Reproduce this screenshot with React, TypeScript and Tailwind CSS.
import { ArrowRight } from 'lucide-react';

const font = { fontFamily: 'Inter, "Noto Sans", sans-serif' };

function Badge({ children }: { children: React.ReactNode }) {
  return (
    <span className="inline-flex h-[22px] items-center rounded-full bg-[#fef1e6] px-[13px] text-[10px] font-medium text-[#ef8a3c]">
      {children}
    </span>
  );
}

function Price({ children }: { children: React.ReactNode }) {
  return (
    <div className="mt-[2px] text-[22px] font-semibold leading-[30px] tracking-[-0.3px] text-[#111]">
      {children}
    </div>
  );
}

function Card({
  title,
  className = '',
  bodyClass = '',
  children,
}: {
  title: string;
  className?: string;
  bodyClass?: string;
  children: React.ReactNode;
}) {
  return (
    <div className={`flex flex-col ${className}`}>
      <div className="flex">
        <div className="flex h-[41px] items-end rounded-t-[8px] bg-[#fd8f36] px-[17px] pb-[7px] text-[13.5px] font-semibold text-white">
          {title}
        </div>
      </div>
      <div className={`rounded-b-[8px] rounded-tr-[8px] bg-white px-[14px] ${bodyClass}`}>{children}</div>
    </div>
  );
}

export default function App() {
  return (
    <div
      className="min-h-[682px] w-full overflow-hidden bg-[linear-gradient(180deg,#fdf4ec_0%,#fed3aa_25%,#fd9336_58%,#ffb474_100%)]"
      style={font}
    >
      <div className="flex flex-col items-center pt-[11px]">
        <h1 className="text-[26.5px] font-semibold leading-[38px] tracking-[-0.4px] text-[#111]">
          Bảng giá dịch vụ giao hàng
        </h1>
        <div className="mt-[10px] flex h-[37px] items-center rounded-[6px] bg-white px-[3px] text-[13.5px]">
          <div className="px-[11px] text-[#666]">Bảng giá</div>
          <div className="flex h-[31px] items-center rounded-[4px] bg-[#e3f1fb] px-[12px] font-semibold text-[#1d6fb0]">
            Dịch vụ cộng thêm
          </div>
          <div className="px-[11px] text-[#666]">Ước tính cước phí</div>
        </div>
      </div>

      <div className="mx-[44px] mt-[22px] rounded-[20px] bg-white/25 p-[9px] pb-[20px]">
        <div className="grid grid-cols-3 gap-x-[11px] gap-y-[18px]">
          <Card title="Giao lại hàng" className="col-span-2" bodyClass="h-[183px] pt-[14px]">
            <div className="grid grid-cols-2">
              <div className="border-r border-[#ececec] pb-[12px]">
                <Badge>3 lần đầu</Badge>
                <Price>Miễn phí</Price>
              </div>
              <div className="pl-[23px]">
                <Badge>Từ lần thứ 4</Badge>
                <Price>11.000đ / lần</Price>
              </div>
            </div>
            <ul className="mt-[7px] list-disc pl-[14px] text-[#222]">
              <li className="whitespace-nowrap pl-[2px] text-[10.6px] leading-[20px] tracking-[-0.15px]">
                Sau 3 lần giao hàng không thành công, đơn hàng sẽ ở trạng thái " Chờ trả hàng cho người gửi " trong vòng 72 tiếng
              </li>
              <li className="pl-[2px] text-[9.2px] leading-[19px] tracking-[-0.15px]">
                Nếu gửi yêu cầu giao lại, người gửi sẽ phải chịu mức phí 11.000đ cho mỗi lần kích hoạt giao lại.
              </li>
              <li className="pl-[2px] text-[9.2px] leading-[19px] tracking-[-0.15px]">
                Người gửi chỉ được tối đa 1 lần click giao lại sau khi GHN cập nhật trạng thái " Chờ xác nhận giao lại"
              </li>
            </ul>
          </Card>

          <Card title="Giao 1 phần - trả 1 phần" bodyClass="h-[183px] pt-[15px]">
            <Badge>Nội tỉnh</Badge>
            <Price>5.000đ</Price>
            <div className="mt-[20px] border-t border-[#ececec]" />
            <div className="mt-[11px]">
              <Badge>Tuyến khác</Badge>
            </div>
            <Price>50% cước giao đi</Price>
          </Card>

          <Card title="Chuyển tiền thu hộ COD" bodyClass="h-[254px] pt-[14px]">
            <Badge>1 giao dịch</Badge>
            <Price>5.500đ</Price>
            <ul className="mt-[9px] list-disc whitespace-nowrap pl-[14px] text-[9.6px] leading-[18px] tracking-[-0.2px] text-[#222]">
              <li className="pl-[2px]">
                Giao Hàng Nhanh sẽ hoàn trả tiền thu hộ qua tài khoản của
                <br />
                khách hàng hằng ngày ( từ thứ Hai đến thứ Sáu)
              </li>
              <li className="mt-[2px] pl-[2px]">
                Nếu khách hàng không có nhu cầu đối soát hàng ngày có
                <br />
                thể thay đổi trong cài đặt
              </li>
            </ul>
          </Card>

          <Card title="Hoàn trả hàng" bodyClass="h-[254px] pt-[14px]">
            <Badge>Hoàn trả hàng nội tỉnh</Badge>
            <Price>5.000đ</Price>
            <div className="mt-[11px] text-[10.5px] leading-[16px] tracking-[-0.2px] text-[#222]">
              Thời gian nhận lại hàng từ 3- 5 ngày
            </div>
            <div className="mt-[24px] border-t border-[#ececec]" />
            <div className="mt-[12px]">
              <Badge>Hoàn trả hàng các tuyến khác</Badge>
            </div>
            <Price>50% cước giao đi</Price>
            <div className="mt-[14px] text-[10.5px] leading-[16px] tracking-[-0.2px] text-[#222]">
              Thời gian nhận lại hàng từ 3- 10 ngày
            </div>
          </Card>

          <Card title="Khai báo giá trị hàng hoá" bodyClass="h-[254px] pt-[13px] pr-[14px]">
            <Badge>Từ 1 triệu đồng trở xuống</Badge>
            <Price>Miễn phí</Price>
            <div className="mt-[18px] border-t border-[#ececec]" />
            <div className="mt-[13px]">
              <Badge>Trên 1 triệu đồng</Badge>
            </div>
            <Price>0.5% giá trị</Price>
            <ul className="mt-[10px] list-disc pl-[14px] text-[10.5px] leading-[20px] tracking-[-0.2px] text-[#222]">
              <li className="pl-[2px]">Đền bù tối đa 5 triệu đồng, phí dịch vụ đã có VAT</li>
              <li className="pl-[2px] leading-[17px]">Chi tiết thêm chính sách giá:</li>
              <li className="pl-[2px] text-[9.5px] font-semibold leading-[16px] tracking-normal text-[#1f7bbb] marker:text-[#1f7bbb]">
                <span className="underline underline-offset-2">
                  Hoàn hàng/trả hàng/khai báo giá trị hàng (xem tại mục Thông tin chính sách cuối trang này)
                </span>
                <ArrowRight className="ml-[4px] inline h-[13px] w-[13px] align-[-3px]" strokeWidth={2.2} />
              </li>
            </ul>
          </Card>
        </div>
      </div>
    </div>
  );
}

┄┄┄┄┄┄

Type out the full listing again, exactly as given.

**Solution to the exercise**.
Reproduce this screenshot with React, TypeScript and Tailwind CSS.
import { ArrowRight } from 'lucide-react';

const font = { fontFamily: 'Inter, "Noto Sans", sans-serif' };

function Badge({ children }: { children: React.ReactNode }) {
  return (
    <span className="inline-flex h-[22px] items-center rounded-full bg-[#fef1e6] px-[13px] text-[10px] font-medium text-[#ef8a3c]">
      {children}
    </span>
  );
}

function Price({ children }: { children: React.ReactNode }) {
  return (
    <div className="mt-[2px] text-[22px] font-semibold leading-[30px] tracking-[-0.3px] text-[#111]">
      {children}
    </div>
  );
}

function Card({
  title,
  className = '',
  bodyClass = '',
  children,
}: {
  title: string;
  className?: string;
  bodyClass?: string;
  children: React.ReactNode;
}) {
  return (
    <div className={`flex flex-col ${className}`}>
      <div className="flex">
        <div className="flex h-[41px] items-end rounded-t-[8px] bg-[#fd8f36] px-[17px] pb-[7px] text-[13.5px] font-semibold text-white">
          {title}
        </div>
      </div>
      <div className={`rounded-b-[8px] rounded-tr-[8px] bg-white px-[14px] ${bodyClass}`}>{children}</div>
    </div>
  );
}

export default function App() {
  return (
    <div
      className="min-h-[682px] w-full overflow-hidden bg-[linear-gradient(180deg,#fdf4ec_0%,#fed3aa_25%,#fd9336_58%,#ffb474_100%)]"
      style={font}
    >
      <div className="flex flex-col items-center pt-[11px]">
        <h1 className="text-[26.5px] font-semibold leading-[38px] tracking-[-0.4px] text-[#111]">
          Bảng giá dịch vụ giao hàng
        </h1>
        <div className="mt-[10px] flex h-[37px] items-center rounded-[6px] bg-white px-[3px] text-[13.5px]">
          <div className="px-[11px] text-[#666]">Bảng giá</div>
          <div className="flex h-[31px] items-center rounded-[4px] bg-[#e3f1fb] px-[12px] font-semibold text-[#1d6fb0]">
            Dịch vụ cộng thêm
          </div>
          <div className="px-[11px] text-[#666]">Ước tính cước phí</div>
        </div>
      </div>

      <div className="mx-[44px] mt-[22px] rounded-[20px] bg-white/25 p-[9px] pb-[20px]">
        <div className="grid grid-cols-3 gap-x-[11px] gap-y-[18px]">
          <Card title="Giao lại hàng" className="col-span-2" bodyClass="h-[183px] pt-[14px]">
            <div className="grid grid-cols-2">
              <div className="border-r border-[#ececec] pb-[12px]">
                <Badge>3 lần đầu</Badge>
                <Price>Miễn phí</Price>
              </div>
              <div className="pl-[23px]">
                <Badge>Từ lần thứ 4</Badge>
                <Price>11.000đ / lần</Price>
              </div>
            </div>
            <ul className="mt-[7px] list-disc pl-[14px] text-[#222]">
              <li className="whitespace-nowrap pl-[2px] text-[10.6px] leading-[20px] tracking-[-0.15px]">
                Sau 3 lần giao hàng không thành công, đơn hàng sẽ ở trạng thái " Chờ trả hàng cho người gửi " trong vòng 72 tiếng
              </li>
              <li className="pl-[2px] text-[9.2px] leading-[19px] tracking-[-0.15px]">
                Nếu gửi yêu cầu giao lại, người gửi sẽ phải chịu mức phí 11.000đ cho mỗi lần kích hoạt giao lại.
              </li>
              <li className="pl-[2px] text-[9.2px] leading-[19px] tracking-[-0.15px]">
                Người gửi chỉ được tối đa 1 lần click giao lại sau khi GHN cập nhật trạng thái " Chờ xác nhận giao lại"
              </li>
            </ul>
          </Card>

          <Card title="Giao 1 phần - trả 1 phần" bodyClass="h-[183px] pt-[15px]">
            <Badge>Nội tỉnh</Badge>
            <Price>5.000đ</Price>
            <div className="mt-[20px] border-t border-[#ececec]" />
            <div className="mt-[11px]">
              <Badge>Tuyến khác</Badge>
            </div>
            <Price>50% cước giao đi</Price>
          </Card>

          <Card title="Chuyển tiền thu hộ COD" bodyClass="h-[254px] pt-[14px]">
            <Badge>1 giao dịch</Badge>
            <Price>5.500đ</Price>
            <ul className="mt-[9px] list-disc whitespace-nowrap pl-[14px] text-[9.6px] leading-[18px] tracking-[-0.2px] text-[#222]">
              <li className="pl-[2px]">
                Giao Hàng Nhanh sẽ hoàn trả tiền thu hộ qua tài khoản của
                <br />
                khách hàng hằng ngày ( từ thứ Hai đến thứ Sáu)
              </li>
              <li className="mt-[2px] pl-[2px]">
                Nếu khách hàng không có nhu cầu đối soát hàng ngày có
                <br />
                thể thay đổi trong cài đặt
              </li>
            </ul>
          </Card>

          <Card title="Hoàn trả hàng" bodyClass="h-[254px] pt-[14px]">
            <Badge>Hoàn trả hàng nội tỉnh</Badge>
            <Price>5.000đ</Price>
            <div className="mt-[11px] text-[10.5px] leading-[16px] tracking-[-0.2px] text-[#222]">
              Thời gian nhận lại hàng từ 3- 5 ngày
            </div>
            <div className="mt-[24px] border-t border-[#ececec]" />
            <div className="mt-[12px]">
              <Badge>Hoàn trả hàng các tuyến khác</Badge>
            </div>
            <Price>50% cước giao đi</Price>
            <div className="mt-[14px] text-[10.5px] leading-[16px] tracking-[-0.2px] text-[#222]">
              Thời gian nhận lại hàng từ 3- 10 ngày
            </div>
          </Card>

          <Card title="Khai báo giá trị hàng hoá" bodyClass="h-[254px] pt-[13px] pr-[14px]">
            <Badge>Từ 1 triệu đồng trở xuống</Badge>
            <Price>Miễn phí</Price>
            <div className="mt-[18px] border-t border-[#ececec]" />
            <div className="mt-[13px]">
              <Badge>Trên 1 triệu đồng</Badge>
            </div>
            <Price>0.5% giá trị</Price>
            <ul className="mt-[10px] list-disc pl-[14px] text-[10.5px] leading-[20px] tracking-[-0.2px] text-[#222]">
              <li className="pl-[2px]">Đền bù tối đa 5 triệu đồng, phí dịch vụ đã có VAT</li>
              <li className="pl-[2px] leading-[17px]">Chi tiết thêm chính sách giá:</li>
              <li className="pl-[2px] text-[9.5px] font-semibold leading-[16px] tracking-normal text-[#1f7bbb] marker:text-[#1f7bbb]">
                <span className="underline underline-offset-2">
                  Hoàn hàng/trả hàng/khai báo giá trị hàng (xem tại mục Thông tin chính sách cuối trang này)
                </span>
                <ArrowRight className="ml-[4px] inline h-[13px] w-[13px] align-[-3px]" strokeWidth={2.2} />
              </li>
            </ul>
          </Card>
        </div>
      </div>
    </div>
  );
}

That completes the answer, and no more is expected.